One of Square's largest focus areas recently has been its Cash app, and it looks like its efforts are paying off nicely. In May, Square launched its Cash Boost feature, which incentivizes people to use the Cash Card at certain merchants by offering discounts. Additionally, the company has taken steps to integrate the Cash app into other Square products, such as the Caviar platform I discussed earlier.

As a result, the monthly rate of Cash Card spend has almost tripled since December 2017. As the No. 1 finance app in the App Store and having just recently launched in the U.K., this could continue to be a big driver of Square's growth going forward.

Square Capital could still be just scratching the surface

In the second quarter, the Square Capital small business lending platform continued to grow. If you aren't familiar, Square Capital provides business loans to Square POS users, using their sales volume as a qualification.

Square Capital originated more than 60,000 loans in the second quarter for a total of $390 million, which is 22% more than the second quarter of 2017.

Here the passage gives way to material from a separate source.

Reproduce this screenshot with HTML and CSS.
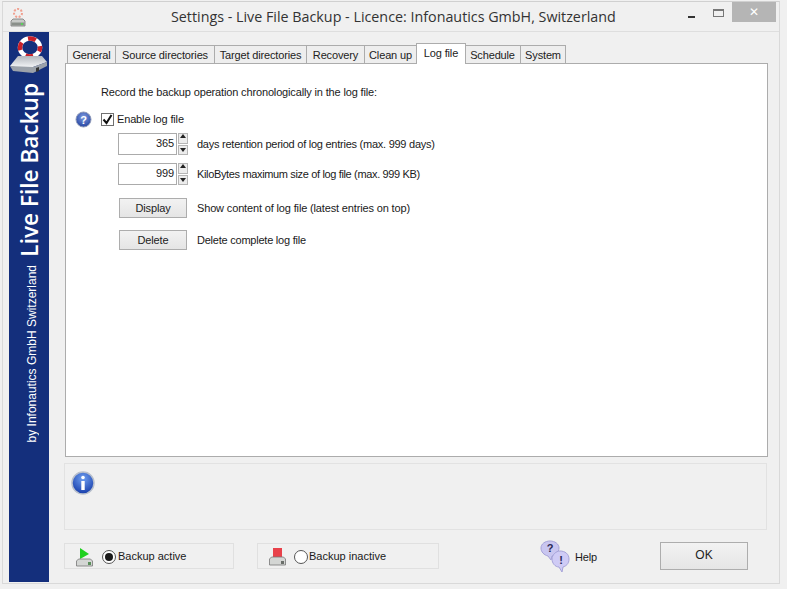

However, there could be tremendous potential in the years ahead. For one thing, 60,000 loans represent just a small percentage of the roughly 2 million sellers who use Square. And, while Square has withdrawn its application for a banking license, the company recently confirmed that it still plans to pursue a depository bank of its own.

Raised 2018 guidance

As a final highlight from Square's earnings report, the company raised its full-year guidance from its already ambitious targets. The company now sees 55% annual adjusted revenue growth, up from 49% previously, and it now expects a narrower net loss.

In a nutshell, Square reported accelerating growth rates and success with newer products with lots of room to grow. It expects things to get even better from here. That's why the stock is up after earnings and has more than doubled in 2018 alone.